Pour pouvoir mener à bien notre mission en tant que structure d’envergure nationale, il y a des choses pour lesquelles il faut avoir des relais. Les faîtières devraient constituer ces relais en termes d’information sur le terrain pour partager auprès des acteurs à la base, les actions et orientations du CBA. Toutes ces actions sont dans cette convention de subvention qui leur permet de tenir leur réunion statutaire, de s’organiser davantage, de faire des missions, etc. Pour une question de suivi, ces ressources sont données par tranches trimestrielles.

A côté de cette subvention, il existe également des activités mutualisées que le CBA et les faîtières mènent conjointement ensemble.

Comme vous le constatez, nous travaillons conformément à l’esprit de notre slogan qui est : « CBA, la régulation au service du développement inclusif et durable des chaînes de valeurs ».

 A quoi va servir la convention entre l’INERA et le CBA ?

Notre programme d’activités se fait de façon collégiale. C’est ainsi que dans notre programme d’activités 2020, il a été clairement dit qu’il faut signer une convention avec les structures de recherche. Il y a une ligne budgétaire qui était prévue à cet effet.
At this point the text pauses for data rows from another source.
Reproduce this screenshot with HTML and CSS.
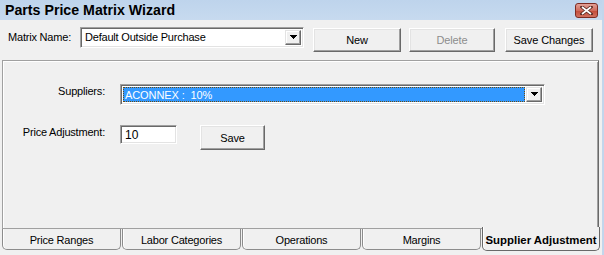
FILE: index.html
```html
<!DOCTYPE html>
<html>
<head>
<meta charset="utf-8">
<link rel="stylesheet" href="styles.css">
</head>
<body>
<div class="window">
  <div class="titlebar">
    <span class="title">Parts Price Matrix Wizard</span>
    <span class="close">
      <svg width="13" height="9" viewBox="0 0 13 9"><path d="M2 1 L11 8 M11 1 L2 8" stroke="#5a2a22" stroke-width="3.4" stroke-linecap="square"/><path d="M2 1 L11 8 M11 1 L2 8" stroke="#fff" stroke-width="1.6"/></svg>
    </span>
  </div>
  <div class="main">
    <div class="toolbar">
      <span class="label matrix-label">Matrix Name:</span>
      <div class="combo matrix-combo">
        <span class="combo-text">Default Outside Purchase</span>
        <span class="arrow"><svg width="7" height="5" viewBox="0 0 7 5"><path d="M0 0h7v1H0zM1 1h5v1H1zM2 2h3v1H2zM3 3h1v1H3z" fill="#000"/></svg></span>
      </div>
      <button class="btn tb-btn">New</button>
      <button class="btn tb-btn disabled">Delete</button>
      <button class="btn tb-btn">Save Changes</button>
    </div>
    <div class="panel">
      <div class="form">
        <span class="label flabel">Suppliers:</span>
        <div class="combo sup-combo">
          <span class="sel"><span class="sel-text">ACONNEX :&nbsp; 10%</span></span>
          <span class="arrow"><svg width="7" height="5" viewBox="0 0 7 5"><path d="M0 0h7v1H0zM1 1h5v1H1zM2 2h3v1H2zM3 3h1v1H3z" fill="#000"/></svg></span>
        </div>
        <span class="label flabel">Price Adjustment:</span>
        <div class="row2">
          <div class="field">10</div>
          <button class="btn save-btn">Save</button>
        </div>
      </div>
    </div>
    <div class="tabs">
      <div class="tab">Price Ranges</div>
      <div class="tab">Labor Categories</div>
      <div class="tab">Operations</div>
      <div class="tab">Margins</div>
      <div class="tab active">Supplier Adjustment</div>
    </div>
  </div>
</div>
</body>
</html>
```

FILE: styles.css
```css
* { box-sizing: border-box; }
html, body { margin: 0; padding: 0; }
body {
  width: 604px;
  height: 255px;
  overflow: hidden;
  background: #f0f0f0;
  font-family: "Liberation Sans", Arial, sans-serif;
  font-size: 11px;
  color: #000;
}
.window {
  width: 604px;
  height: 255px;
  background: #f0f0f0;
  display: flex;
  flex-direction: column;
  border-right: 2px solid #c2d6ec;
}
.titlebar {
  height: 20px;
  flex: none;
  background: linear-gradient(#bed4ec, #c7daef);
  display: flex;
  align-items: center;
  justify-content: space-between;
  padding-left: 5px;
  padding-right: 4px;
}
.title {
  font-weight: bold;
  font-size: 14.2px;
}
.close {
  width: 23px;
  height: 15px;
  margin-top: 1px;
  border: 1px solid #7d2b22;
  border-radius: 3px;
  background: linear-gradient(#e3a197, #cf6b5c 50%, #c24a38 51%, #d0705f);
  display: flex;
  align-items: center;
  justify-content: center;
}
.close svg { display: block; }
.main {
  flex: 1;
  display: flex;
  flex-direction: column;
}
.toolbar {
  height: 40px;
  flex: none;
  display: flex;
  align-items: flex-start;
  padding: 7px 0 0 8px;
}
.label { white-space: nowrap; letter-spacing: -0.2px; }
.matrix-label { margin-top: 4px; width: 72px; }
.combo {
  display: flex;
  background: #fff;
  border: 1px solid;
  border-color: #a0a0a0 #fff #fff #a0a0a0;
  box-shadow: inset 1px 1px #696969, inset -1px -1px #e3e3e3;
  padding: 2px;
}
.matrix-combo {
  width: 224px;
  height: 21px;
}
.combo-text {
  flex: 1;
  padding-left: 2px;
  line-height: 15px;
  letter-spacing: -0.2px;
}
.arrow {
  width: 16px;
  flex: none;
  background: #f0f0f0;
  border: 1px solid;
  border-color: #e3e3e3 #696969 #696969 #e3e3e3;
  box-shadow: inset -1px -1px #a0a0a0, inset 1px 1px #fff;
  display: flex;
  align-items: center;
  justify-content: center;
}
.arrow svg { display: block; }
.btn {
  font-family: inherit;
  font-size: 11px;
  color: #000;
  background: #f0f0f0;
  border: 1px solid;
  border-color: #fff #696969 #696969 #fff;
  box-shadow: inset -1px -1px #a0a0a0, inset 1px 1px #e3e3e3;
  padding: 0;
  letter-spacing: -0.1px;
}
.tb-btn {
  width: 88px;
  height: 24px;
  margin-top: 1px;
  margin-left: 9px;
}
.tb-btn.disabled { color: #8d8d8d; margin-left: 8px; width: 86px; }
.tb-btn:last-child { margin-left: 10px; }
.panel {
  flex: none;
  height: 169px;
  margin: 0 3px 0 2px;
  border: 1px solid;
  border-color: #a0a0a0 #696969 #a0a0a0 #a0a0a0;
  box-shadow: inset 1px 1px #fff, inset -1px 0 #a0a0a0;
  padding-top: 23px;
}
.form {
  display: grid;
  grid-template-columns: 102px 1fr;
  column-gap: 15px;
  row-gap: 20px;
  align-items: start;
}
.flabel { text-align: right; margin-top: 1px; }
.sup-combo {
  width: 425px;
  height: 21px;
}
.sel {
  flex: 1;
  background: #3399ff;
  margin-right: 1px;
  border: 1px dotted #6a4a10;
  color: #fff;
  display: flex;
  align-items: center;
  padding-left: 1px;
}
.sel-text { letter-spacing: -0.1px; }
.row2 { display: flex; align-items: flex-start; }
.field {
  width: 57px;
  height: 19px;
  background: #fff;
  border: 1px solid;
  border-color: #a0a0a0 #fff #fff #a0a0a0;
  box-shadow: inset 1px 1px #696969, inset -1px -1px #e3e3e3;
  padding: 2px 0 0 4px;
  font-size: 12px;
}
.save-btn {
  width: 65px;
  height: 25px;
  margin-left: 23px;
}
.tabs {
  display: flex;
  margin-left: 2px;
  height: 23px;
}
.tab {
  width: 119px;
  height: 21px;
  border: 1px solid #8c8c8c;
  border-top: none;
  border-radius: 0 0 5px 5px;
  box-shadow: inset 1px 0 #fff;
  display: flex;
  align-items: center;
  justify-content: center;
  letter-spacing: -0.2px;
  padding-top: 1px;
}
.tab + .tab { margin-left: 1px; width: 119px; }
.tab.active {
  width: 118px;
  height: 24px;
  margin-top: -2px;
  font-weight: bold;
  font-size: 11.4px;
  letter-spacing: 0;
  border-color: #696969;
  background: #f0f0f0;
  padding-top: 2px;
}
```
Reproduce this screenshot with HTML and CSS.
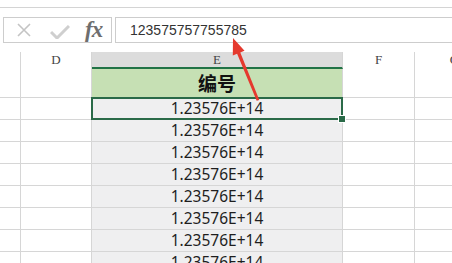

Dans l’opérationnalisation de cette ligne, nous avons décidé de commencer avec l’INERA. Nous avons approché l’INERA, et le problème qui nous a été posé est celui du rendement des vergers qui sont relativement faibles. Il s’agira donc pour l’INERA de voir dans quelle mesure il peut travailler pour améliorer le rendement des vergers. Selon les documents que nous avons exploités, le rendement des vergers au Burkina Faso se situe entre 350 à 400 kg à l’hectare alors que dans d’autres pays, il peut aller jusqu’à 1 000 kg à l’hectare. Sachant que nous ne pouvons pas tout faire, il nous est apparu important de nouer des partenariats stratégiques avec des structures spécialisées qui peuvent contribuer à résoudre des problèmes spécifiques de la filière. Dans la convention, l’INERA doit engager le processus d’élaboration d’un programme national de recherche sur le cajou.